_GOAL_
Look through the data below and report how many lines include "page". Only the number should be given.

_MATERIAL_
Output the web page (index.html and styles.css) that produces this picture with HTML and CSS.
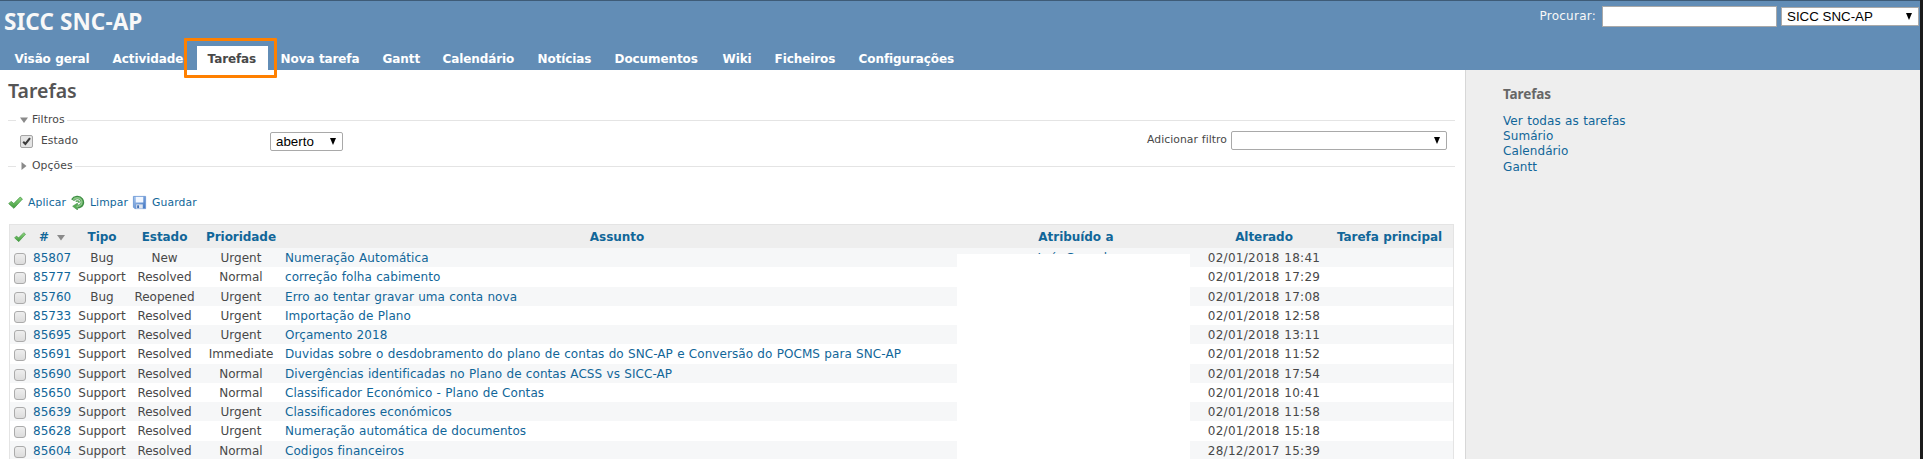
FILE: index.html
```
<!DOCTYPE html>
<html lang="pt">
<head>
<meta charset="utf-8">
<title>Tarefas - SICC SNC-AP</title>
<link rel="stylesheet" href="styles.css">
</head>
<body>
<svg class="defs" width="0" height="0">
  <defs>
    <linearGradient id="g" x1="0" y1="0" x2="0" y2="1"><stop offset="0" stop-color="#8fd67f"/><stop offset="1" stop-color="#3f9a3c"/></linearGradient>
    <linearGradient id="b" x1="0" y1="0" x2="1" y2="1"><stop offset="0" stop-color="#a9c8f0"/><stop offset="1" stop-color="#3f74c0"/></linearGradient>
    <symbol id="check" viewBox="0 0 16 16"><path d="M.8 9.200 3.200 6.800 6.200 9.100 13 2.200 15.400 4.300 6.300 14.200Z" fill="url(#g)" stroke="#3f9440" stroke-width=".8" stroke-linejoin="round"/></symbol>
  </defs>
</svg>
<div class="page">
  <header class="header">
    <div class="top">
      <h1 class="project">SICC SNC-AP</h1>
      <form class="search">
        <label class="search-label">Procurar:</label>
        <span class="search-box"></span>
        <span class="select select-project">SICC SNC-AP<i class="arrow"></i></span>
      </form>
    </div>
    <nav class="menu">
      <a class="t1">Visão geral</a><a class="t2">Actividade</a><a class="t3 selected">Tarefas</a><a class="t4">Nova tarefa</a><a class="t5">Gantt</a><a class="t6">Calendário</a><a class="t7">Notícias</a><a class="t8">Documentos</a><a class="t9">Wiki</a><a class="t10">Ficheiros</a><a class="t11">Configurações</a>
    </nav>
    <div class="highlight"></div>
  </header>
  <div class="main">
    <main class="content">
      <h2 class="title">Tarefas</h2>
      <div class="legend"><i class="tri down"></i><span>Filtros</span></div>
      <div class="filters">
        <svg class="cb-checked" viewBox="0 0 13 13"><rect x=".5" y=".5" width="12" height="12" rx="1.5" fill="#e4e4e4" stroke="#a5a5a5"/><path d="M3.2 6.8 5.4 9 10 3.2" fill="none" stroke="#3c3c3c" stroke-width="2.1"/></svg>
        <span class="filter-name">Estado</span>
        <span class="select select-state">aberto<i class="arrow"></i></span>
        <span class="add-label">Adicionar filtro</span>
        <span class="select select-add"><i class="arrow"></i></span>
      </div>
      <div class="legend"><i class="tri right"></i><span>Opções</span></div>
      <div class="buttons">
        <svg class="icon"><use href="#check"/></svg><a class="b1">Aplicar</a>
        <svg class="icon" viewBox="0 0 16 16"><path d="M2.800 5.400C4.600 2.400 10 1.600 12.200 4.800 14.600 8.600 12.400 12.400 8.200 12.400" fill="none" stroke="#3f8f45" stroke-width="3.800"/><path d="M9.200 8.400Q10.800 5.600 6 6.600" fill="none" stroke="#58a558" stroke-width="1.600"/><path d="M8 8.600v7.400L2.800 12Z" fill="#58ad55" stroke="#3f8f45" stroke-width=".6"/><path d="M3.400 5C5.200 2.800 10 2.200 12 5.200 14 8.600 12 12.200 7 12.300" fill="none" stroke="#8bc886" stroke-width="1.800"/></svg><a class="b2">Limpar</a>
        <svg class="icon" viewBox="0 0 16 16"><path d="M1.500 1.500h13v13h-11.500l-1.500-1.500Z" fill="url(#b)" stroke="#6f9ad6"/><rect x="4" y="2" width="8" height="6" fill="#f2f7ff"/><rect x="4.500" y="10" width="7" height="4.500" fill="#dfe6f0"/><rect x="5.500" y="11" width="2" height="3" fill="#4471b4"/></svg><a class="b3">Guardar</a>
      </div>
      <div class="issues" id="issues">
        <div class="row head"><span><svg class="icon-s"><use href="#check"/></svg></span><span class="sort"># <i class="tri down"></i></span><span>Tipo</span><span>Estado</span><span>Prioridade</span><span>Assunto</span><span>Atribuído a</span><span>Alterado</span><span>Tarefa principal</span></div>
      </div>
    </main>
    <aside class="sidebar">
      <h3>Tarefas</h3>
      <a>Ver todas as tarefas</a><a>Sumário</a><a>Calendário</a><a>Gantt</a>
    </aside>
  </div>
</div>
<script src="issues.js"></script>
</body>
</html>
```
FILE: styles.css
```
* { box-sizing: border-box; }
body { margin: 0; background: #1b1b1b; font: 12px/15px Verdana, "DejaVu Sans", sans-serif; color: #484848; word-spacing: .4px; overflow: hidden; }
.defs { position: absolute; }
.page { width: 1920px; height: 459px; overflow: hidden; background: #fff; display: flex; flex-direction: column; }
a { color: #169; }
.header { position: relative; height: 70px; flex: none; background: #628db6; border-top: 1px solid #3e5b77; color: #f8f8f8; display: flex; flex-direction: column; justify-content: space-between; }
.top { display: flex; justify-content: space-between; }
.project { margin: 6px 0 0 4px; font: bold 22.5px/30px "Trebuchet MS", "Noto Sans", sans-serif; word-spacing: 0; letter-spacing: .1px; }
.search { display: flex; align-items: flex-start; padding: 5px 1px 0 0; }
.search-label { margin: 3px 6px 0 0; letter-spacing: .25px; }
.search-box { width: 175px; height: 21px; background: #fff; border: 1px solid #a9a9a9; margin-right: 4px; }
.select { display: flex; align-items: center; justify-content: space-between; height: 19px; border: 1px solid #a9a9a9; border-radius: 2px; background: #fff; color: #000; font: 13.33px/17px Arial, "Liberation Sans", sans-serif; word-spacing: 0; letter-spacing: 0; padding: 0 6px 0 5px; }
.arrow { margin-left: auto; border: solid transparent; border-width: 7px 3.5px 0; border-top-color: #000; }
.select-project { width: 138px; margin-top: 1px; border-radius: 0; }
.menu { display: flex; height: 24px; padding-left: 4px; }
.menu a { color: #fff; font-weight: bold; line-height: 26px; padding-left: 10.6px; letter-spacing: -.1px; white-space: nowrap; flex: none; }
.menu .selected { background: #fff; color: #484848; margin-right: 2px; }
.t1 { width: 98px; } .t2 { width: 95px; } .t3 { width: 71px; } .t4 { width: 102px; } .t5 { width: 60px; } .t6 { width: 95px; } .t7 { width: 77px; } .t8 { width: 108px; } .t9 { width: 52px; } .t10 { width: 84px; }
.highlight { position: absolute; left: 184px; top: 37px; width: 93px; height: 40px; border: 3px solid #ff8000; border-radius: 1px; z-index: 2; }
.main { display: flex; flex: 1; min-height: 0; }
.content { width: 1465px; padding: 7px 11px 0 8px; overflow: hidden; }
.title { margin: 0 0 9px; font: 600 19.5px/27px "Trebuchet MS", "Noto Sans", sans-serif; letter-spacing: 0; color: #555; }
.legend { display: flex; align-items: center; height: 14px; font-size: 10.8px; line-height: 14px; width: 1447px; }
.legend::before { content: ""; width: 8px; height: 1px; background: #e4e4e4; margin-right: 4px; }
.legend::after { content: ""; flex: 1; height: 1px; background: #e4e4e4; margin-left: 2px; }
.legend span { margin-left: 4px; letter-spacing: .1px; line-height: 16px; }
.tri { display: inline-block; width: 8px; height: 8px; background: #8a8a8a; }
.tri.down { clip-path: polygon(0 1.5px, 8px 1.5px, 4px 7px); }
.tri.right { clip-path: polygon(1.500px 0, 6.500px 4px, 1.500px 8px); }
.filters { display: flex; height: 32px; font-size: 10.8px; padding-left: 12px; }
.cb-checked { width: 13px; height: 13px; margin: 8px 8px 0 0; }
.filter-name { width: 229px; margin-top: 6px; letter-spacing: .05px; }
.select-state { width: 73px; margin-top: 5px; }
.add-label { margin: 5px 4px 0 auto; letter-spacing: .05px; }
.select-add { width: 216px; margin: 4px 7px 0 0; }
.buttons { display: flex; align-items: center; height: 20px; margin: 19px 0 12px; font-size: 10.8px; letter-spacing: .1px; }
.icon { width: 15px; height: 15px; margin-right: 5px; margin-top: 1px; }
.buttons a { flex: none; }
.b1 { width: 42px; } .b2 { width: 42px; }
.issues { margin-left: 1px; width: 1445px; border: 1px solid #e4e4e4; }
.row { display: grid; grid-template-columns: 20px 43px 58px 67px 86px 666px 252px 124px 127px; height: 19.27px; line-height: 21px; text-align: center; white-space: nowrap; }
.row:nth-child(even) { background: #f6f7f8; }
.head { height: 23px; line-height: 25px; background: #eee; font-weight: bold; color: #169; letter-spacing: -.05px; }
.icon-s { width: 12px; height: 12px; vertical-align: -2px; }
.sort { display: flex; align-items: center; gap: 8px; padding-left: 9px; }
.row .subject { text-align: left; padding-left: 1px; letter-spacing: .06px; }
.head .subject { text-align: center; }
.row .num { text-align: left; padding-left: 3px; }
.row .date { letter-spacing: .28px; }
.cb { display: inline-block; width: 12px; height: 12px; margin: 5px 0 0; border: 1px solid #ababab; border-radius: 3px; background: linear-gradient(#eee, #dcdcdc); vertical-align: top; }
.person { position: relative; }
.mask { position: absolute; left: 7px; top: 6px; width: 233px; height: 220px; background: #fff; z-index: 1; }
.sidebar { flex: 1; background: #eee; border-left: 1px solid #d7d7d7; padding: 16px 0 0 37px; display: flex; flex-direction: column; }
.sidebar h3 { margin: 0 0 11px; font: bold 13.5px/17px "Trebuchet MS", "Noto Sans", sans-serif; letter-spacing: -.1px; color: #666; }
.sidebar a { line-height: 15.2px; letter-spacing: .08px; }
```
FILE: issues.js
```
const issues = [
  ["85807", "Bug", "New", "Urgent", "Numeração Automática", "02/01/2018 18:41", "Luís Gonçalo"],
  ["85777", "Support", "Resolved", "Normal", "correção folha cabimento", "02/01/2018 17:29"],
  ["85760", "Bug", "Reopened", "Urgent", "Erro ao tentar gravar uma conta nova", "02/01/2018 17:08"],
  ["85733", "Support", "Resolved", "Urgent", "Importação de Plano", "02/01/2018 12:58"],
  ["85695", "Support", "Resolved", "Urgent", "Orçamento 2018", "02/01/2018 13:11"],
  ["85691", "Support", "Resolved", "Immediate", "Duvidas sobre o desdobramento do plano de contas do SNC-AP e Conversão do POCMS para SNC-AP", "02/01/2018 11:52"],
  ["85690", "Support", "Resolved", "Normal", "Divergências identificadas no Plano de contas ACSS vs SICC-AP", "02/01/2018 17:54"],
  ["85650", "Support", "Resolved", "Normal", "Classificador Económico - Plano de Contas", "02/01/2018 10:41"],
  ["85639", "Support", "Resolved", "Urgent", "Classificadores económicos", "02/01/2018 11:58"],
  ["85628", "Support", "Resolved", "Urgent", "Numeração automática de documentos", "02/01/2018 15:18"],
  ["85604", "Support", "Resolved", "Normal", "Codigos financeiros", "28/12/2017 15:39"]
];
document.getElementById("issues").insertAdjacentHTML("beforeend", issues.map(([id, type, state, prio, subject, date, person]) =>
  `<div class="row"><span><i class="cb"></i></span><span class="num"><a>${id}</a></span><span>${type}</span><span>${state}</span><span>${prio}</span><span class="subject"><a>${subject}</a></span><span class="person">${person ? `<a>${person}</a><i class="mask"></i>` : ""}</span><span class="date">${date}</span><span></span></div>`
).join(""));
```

_EXERCISE ANSWER_
3